One big example would be the story of the grieving father. The grieving father shows up at your checkpoint one day and hands you a picture of his daughter, saying that she was killed by a man called Simon Wens and that he was going to come through the checkpoint soon. While the player should arrest Simon Wens as his picture is posted on the wanted criminals bulletin, the father instead asks you to confiscate his passport so that the father may pick it up and track down Simon to enact revenge. Confiscating the passport however would mean that the player would receive a citation, in which if the player was going for a perfect no-citation playthrough or was on the brink of bankruptcy and can’t take the citation penalty fee, is left with a hard choice of taking a hit on themselves in order for a grieving father to find peace and revenge against an evildoer. Thus, affective difficulty shows its head in Papers Please, making the player have to interpret and decide whether or not to help people in need and thus play into their emotions or going with the cold and harsh decision of refusing to help these people in favor of in-game money, achievements, etc.
Papers Please can be a relatively simple game on the surface, as you’re stuck in one position the entire game doing the same mundane task of checking passports. However, the inclusion of different game mechanics, narrative storylines, and emotional interactions gives the game an added sense of depth and difficulty in the mechanical, interpretive, and affective fields. These difficulties are also blended together, be it with interpretive difficulty from analyzing new regulations and document rules and transmitting that to mechanics or affective difficulty in emotional interactions requiring interpretation and analysis of the situation and potential outcomes. This in turn helps us as the player understand how seemingly everyday events and tasks can have their own surprises and ups and downs.

I agree that Papers Please does a good job of incorporating the three types of difficulty in its game design and has them mesh well together in its gameplay. I actually think a really good example of how it uses all three types of difficulty comes in its family management aspects, which you talk about briefly. Their is mechanical difficulty in properly allotting your money to the right resources so that your family is kept alive, interpretive difficulty in thinking about what resources are more important or valuable than others, and affective difficulty that comes from grappling with having to get rid of certain family members or seeing them get sick and hungry while you try to earn enough money to survive. All of these aspects manage to combine together very well, and despite this aspect of family management not even being the core gameplay of the game, I think it’s one of the most impactful parts of the game because of how well it balances its use of the three types of difficulty.

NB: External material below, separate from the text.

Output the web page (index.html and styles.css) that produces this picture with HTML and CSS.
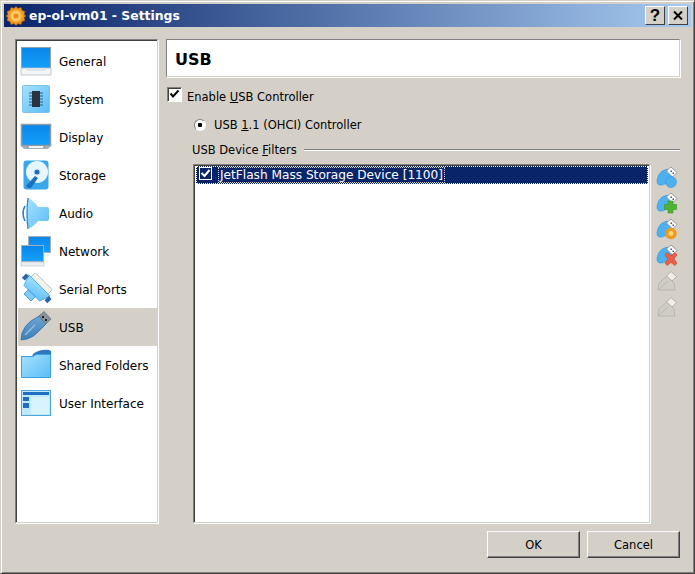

I think it’s really interesting how you talk about contrasting the mundanity of repetitive busy work with the interpretive and affective difficulties that arise. Papers Please isn’t a game where players can get bored easily, despite the static setting and repetitive gameplay. It is a difficult game, not just because of the level of attention to detail you need to have, but also because it appeals to our emotions and ethics, forcing us to reflect on not just the simulated in-game society, but about the real world, too. Having to make difficult sacrifices or choices is incredibly influential in one’s perception of a game/situation.